The concept of an “icon” is something most people attribute to objects of religious veneration, most notably paintings found in Eastern and Russian Orthodox Christian churches.
These icons take many different forms. Most often they are a flat panel or bas relief depicting Jesus, Mary, angels, saints and other important Christian symbols. Often icons are cast in metal, embroidered on cloth or even cast in stone. Icons represent, either symbolically or by analogy, a larger concept. This is easy to see in iconographic representations of religious figures or themes, but the term, icon, has also taken root as a meme in popular culture.
In the realm of popular culture, “iconic” status usually means the thing typifies a class of objects with a specific attribute. We hear particularly beautiful actresses characterized as having “iconic beauty.” Academics who study such things would tell us that this usage is more properly thought of as a “symbol” rather than an “icon” — i.e. “she’s beautiful… like those other starlets of similar visage are beautiful.” They may be spectacular to admire, but they are not singular.
We are reminded this week of an exception.
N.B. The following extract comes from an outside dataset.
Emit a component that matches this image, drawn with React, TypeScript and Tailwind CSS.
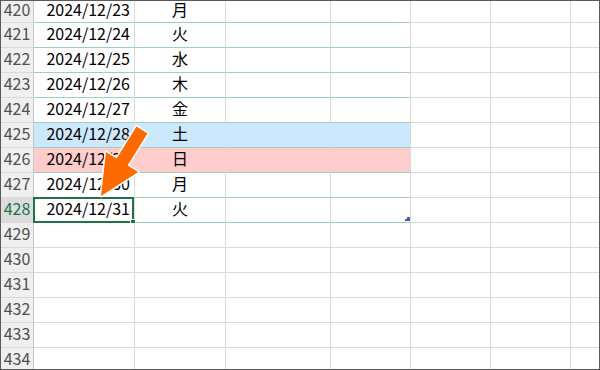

Fifty years ago this weekend, beloved actress Marilyn Monroe passed away in the bedroom of her Brentwood, CA home at age 36. It is no secret that the circumstances of her death have spawned a half century of speculation, re-analysis and theorizing. Setting aside titillating postulations that her death came at the behest of the Kennedys, the mob or her psychiatrist, we can instead focus the enduring qualities of her image.
It’s not like Marilyn Monroe was the first beautiful woman to have her picture printed or appear in movies. In fact, a long list of exquisite actresses from film’s golden era is quite easy to summon: Rita Hayworth; Betty Grable; Hedy Lamar; Jane Russell; Maureen O’Hara; Elizabeth Taylor… All entrancingly lovely. So too, could we make a list of present day cinema beauties: Jennifer Aniston; Halle Berry; Penelope Cruz; Scarlett Johansson… It’s not that none of these women — past or present — don’t have “it.” Rather, it’s that they don’t have “IT.”
Just a quick trip through any celebrity magazine, website or television roundup and you’ll see a cavalcade of women doing “their turn on Marilyn.” Every few years, some young starlet does a photo shoot in which she tries to channel Monroe. The obvious question remains: why?
What is it about Monroe’s physical form, expressiveness and sub-textual qualities that elicit so much emulation? We could stop at raw sex appeal, but that fails to fully explain the attraction across genders and sexual orientations. Clearly Monroe could communicate and amplify her attributes in a way that few (if any) before or after are able. In this, she is properly “an icon.”
She is no mere representative of a class of “objects.” She is singular, transcendent — a category all on her own. Of course, we must note that her appeal is not universal, nor do we necessarily hold her persona, proclivities or priorities up as the model for anyone else. Moreover, the old saw that “beauty is in the eye of the beholder” still applies. Even so, Monroe was in her own way a strong woman.
She recognized and commanded the power she had, specifically seated as it was. If we were to use her example as a model for young women today, it would have less to do with physical appearance and much more with managing their own presence and finding their own strength. Monroe did that in spades. Fortunately, the opportunities afforded modern women don’t require Monroe’s coquettish veneer.
Women are free to be their own person and forge their own destinies. If we are looking for a lasting iconic visage, Monroe’s curves and coiffure may be the most obvious starting points, but they betray the substance that lies beneath.